Short task: Strip the pictures and reproduce the rest of the listing exactly.

Data extract:
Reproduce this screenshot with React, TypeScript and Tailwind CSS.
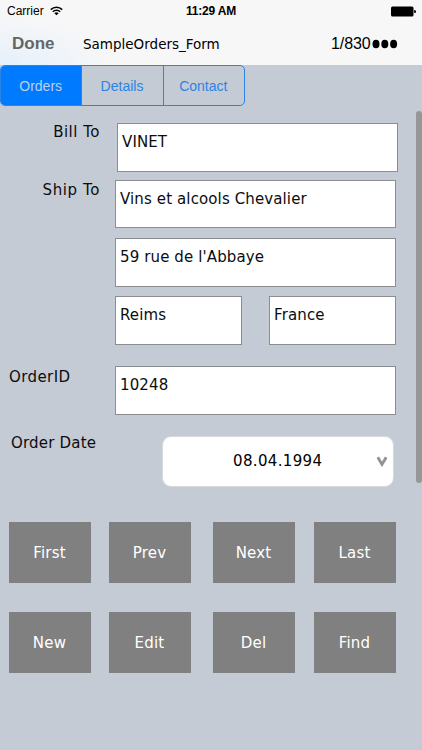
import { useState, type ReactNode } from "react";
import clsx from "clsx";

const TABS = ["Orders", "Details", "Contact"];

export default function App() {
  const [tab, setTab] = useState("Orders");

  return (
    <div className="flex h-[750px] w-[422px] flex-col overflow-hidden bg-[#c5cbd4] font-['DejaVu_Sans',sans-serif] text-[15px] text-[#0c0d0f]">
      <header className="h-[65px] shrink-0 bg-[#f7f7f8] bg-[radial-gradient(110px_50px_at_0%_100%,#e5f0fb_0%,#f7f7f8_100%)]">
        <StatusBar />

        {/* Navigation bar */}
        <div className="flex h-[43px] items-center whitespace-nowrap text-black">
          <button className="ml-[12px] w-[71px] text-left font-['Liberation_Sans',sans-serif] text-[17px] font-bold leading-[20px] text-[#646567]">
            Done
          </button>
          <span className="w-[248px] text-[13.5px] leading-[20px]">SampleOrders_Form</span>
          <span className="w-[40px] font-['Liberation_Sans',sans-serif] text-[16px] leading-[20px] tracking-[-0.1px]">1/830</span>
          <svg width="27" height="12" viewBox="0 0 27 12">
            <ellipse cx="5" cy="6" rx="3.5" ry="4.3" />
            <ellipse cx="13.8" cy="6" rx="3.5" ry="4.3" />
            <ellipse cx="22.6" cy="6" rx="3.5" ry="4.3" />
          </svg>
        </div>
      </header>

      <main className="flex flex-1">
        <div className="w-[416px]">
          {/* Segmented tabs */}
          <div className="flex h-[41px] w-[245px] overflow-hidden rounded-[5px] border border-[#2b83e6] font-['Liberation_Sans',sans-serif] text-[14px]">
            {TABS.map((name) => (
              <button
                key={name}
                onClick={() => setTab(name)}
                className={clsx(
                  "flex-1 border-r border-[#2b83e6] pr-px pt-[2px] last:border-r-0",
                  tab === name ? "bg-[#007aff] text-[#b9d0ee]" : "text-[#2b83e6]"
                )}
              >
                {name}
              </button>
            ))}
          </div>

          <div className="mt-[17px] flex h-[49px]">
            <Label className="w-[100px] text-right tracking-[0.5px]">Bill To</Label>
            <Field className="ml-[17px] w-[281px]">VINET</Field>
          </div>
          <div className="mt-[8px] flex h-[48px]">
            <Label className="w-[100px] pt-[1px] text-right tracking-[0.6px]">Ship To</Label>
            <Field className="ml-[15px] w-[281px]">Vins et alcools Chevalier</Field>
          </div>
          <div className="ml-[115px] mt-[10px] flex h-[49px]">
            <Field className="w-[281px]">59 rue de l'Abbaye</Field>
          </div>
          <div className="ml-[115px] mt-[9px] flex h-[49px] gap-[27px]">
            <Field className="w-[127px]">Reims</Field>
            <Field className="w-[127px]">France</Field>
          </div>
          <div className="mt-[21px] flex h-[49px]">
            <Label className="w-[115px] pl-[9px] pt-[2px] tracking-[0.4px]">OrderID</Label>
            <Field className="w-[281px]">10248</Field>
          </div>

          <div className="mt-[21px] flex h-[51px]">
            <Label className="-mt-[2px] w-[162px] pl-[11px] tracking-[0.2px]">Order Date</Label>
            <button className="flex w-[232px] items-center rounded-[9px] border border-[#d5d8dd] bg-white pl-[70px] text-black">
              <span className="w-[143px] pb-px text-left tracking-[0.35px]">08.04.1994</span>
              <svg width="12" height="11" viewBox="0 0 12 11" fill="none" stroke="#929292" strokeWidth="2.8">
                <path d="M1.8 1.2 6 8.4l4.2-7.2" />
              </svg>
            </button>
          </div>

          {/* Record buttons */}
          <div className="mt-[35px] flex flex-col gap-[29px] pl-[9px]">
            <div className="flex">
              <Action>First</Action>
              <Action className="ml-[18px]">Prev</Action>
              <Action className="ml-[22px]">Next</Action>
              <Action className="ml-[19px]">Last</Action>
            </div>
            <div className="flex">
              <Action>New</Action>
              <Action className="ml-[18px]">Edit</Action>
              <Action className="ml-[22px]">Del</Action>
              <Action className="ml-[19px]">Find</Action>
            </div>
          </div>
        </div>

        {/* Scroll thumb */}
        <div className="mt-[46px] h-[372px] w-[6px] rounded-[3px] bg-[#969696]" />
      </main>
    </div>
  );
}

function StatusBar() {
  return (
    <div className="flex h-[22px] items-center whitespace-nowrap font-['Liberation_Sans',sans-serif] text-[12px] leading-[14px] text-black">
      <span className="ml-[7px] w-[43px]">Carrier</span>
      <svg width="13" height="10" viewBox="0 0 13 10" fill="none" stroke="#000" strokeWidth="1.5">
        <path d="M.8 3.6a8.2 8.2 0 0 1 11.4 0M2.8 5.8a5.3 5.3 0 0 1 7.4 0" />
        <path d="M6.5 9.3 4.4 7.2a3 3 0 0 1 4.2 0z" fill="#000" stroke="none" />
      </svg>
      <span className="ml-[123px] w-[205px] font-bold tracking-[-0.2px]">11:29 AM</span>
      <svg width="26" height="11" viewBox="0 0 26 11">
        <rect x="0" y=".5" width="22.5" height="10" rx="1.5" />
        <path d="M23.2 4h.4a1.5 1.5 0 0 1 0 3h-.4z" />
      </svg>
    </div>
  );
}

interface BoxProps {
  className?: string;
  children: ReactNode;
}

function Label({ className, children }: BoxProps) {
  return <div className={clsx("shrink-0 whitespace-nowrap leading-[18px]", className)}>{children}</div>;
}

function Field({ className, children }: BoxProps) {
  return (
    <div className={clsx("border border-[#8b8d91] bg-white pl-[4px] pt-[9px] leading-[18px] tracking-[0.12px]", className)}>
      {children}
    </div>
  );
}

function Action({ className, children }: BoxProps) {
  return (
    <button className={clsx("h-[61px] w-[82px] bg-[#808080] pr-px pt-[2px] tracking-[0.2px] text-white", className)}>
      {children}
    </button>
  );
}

Completed exercise:
Reproduce this screenshot with React, TypeScript and Tailwind CSS.
import { useState, type ReactNode } from "react";
import clsx from "clsx";

const TABS = ["Orders", "Details", "Contact"];

export default function App() {
  const [tab, setTab] = useState("Orders");

  return (
    <div className="flex h-[750px] w-[422px] flex-col overflow-hidden bg-[#c5cbd4] font-['DejaVu_Sans',sans-serif] text-[15px] text-[#0c0d0f]">
      <header className="h-[65px] shrink-0 bg-[#f7f7f8] bg-[radial-gradient(110px_50px_at_0%_100%,#e5f0fb_0%,#f7f7f8_100%)]">
        <StatusBar />

        {/* Navigation bar */}
        <div className="flex h-[43px] items-center whitespace-nowrap text-black">
          <button className="ml-[12px] w-[71px] text-left font-['Liberation_Sans',sans-serif] text-[17px] font-bold leading-[20px] text-[#646567]">
            Done
          </button>
          <span className="w-[248px] text-[13.5px] leading-[20px]">SampleOrders_Form</span>
          <span className="w-[40px] font-['Liberation_Sans',sans-serif] text-[16px] leading-[20px] tracking-[-0.1px]">1/830</span>
          <svg width="27" height="12" viewBox="0 0 27 12">
            <ellipse cx="5" cy="6" rx="3.5" ry="4.3" />
            <ellipse cx="13.8" cy="6" rx="3.5" ry="4.3" />
            <ellipse cx="22.6" cy="6" rx="3.5" ry="4.3" />
          </svg>
        </div>
      </header>

      <main className="flex flex-1">
        <div className="w-[416px]">
          {/* Segmented tabs */}
          <div className="flex h-[41px] w-[245px] overflow-hidden rounded-[5px] border border-[#2b83e6] font-['Liberation_Sans',sans-serif] text-[14px]">
            {TABS.map((name) => (
              <button
                key={name}
                onClick={() => setTab(name)}
                className={clsx(
                  "flex-1 border-r border-[#2b83e6] pr-px pt-[2px] last:border-r-0",
                  tab === name ? "bg-[#007aff] text-[#b9d0ee]" : "text-[#2b83e6]"
                )}
              >
                {name}
              </button>
            ))}
          </div>

          <div className="mt-[17px] flex h-[49px]">
            <Label className="w-[100px] text-right tracking-[0.5px]">Bill To</Label>
            <Field className="ml-[17px] w-[281px]">VINET</Field>
          </div>
          <div className="mt-[8px] flex h-[48px]">
            <Label className="w-[100px] pt-[1px] text-right tracking-[0.6px]">Ship To</Label>
            <Field className="ml-[15px] w-[281px]">Vins et alcools Chevalier</Field>
          </div>
          <div className="ml-[115px] mt-[10px] flex h-[49px]">
            <Field className="w-[281px]">59 rue de l'Abbaye</Field>
          </div>
          <div className="ml-[115px] mt-[9px] flex h-[49px] gap-[27px]">
            <Field className="w-[127px]">Reims</Field>
            <Field className="w-[127px]">France</Field>
          </div>
          <div className="mt-[21px] flex h-[49px]">
            <Label className="w-[115px] pl-[9px] pt-[2px] tracking-[0.4px]">OrderID</Label>
            <Field className="w-[281px]">10248</Field>
          </div>

          <div className="mt-[21px] flex h-[51px]">
            <Label className="-mt-[2px] w-[162px] pl-[11px] tracking-[0.2px]">Order Date</Label>
            <button className="flex w-[232px] items-center rounded-[9px] border border-[#d5d8dd] bg-white pl-[70px] text-black">
              <span className="w-[143px] pb-px text-left tracking-[0.35px]">08.04.1994</span>
              <svg width="12" height="11" viewBox="0 0 12 11" fill="none" stroke="#929292" strokeWidth="2.8">
                <path d="M1.8 1.2 6 8.4l4.2-7.2" />
              </svg>
            </button>
          </div>

          {/* Record buttons */}
          <div className="mt-[35px] flex flex-col gap-[29px] pl-[9px]">
            <div className="flex">
              <Action>First</Action>
              <Action className="ml-[18px]">Prev</Action>
              <Action className="ml-[22px]">Next</Action>
              <Action className="ml-[19px]">Last</Action>
            </div>
            <div className="flex">
              <Action>New</Action>
              <Action className="ml-[18px]">Edit</Action>
              <Action className="ml-[22px]">Del</Action>
              <Action className="ml-[19px]">Find</Action>
            </div>
          </div>
        </div>

        {/* Scroll thumb */}
        <div className="mt-[46px] h-[372px] w-[6px] rounded-[3px] bg-[#969696]" />
      </main>
    </div>
  );
}

function StatusBar() {
  return (
    <div className="flex h-[22px] items-center whitespace-nowrap font-['Liberation_Sans',sans-serif] text-[12px] leading-[14px] text-black">
      <span className="ml-[7px] w-[43px]">Carrier</span>
      <svg width="13" height="10" viewBox="0 0 13 10" fill="none" stroke="#000" strokeWidth="1.5">
        <path d="M.8 3.6a8.2 8.2 0 0 1 11.4 0M2.8 5.8a5.3 5.3 0 0 1 7.4 0" />
        <path d="M6.5 9.3 4.4 7.2a3 3 0 0 1 4.2 0z" fill="#000" stroke="none" />
      </svg>
      <span className="ml-[123px] w-[205px] font-bold tracking-[-0.2px]">11:29 AM</span>
      <svg width="26" height="11" viewBox="0 0 26 11">
        <rect x="0" y=".5" width="22.5" height="10" rx="1.5" />
        <path d="M23.2 4h.4a1.5 1.5 0 0 1 0 3h-.4z" />
      </svg>
    </div>
  );
}

interface BoxProps {
  className?: string;
  children: ReactNode;
}

function Label({ className, children }: BoxProps) {
  return <div className={clsx("shrink-0 whitespace-nowrap leading-[18px]", className)}>{children}</div>;
}

function Field({ className, children }: BoxProps) {
  return (
    <div className={clsx("border border-[#8b8d91] bg-white pl-[4px] pt-[9px] leading-[18px] tracking-[0.12px]", className)}>
      {children}
    </div>
  );
}

function Action({ className, children }: BoxProps) {
  return (
    <button className={clsx("h-[61px] w-[82px] bg-[#808080] pr-px pt-[2px] tracking-[0.2px] text-white", className)}>
      {children}
    </button>
  );
}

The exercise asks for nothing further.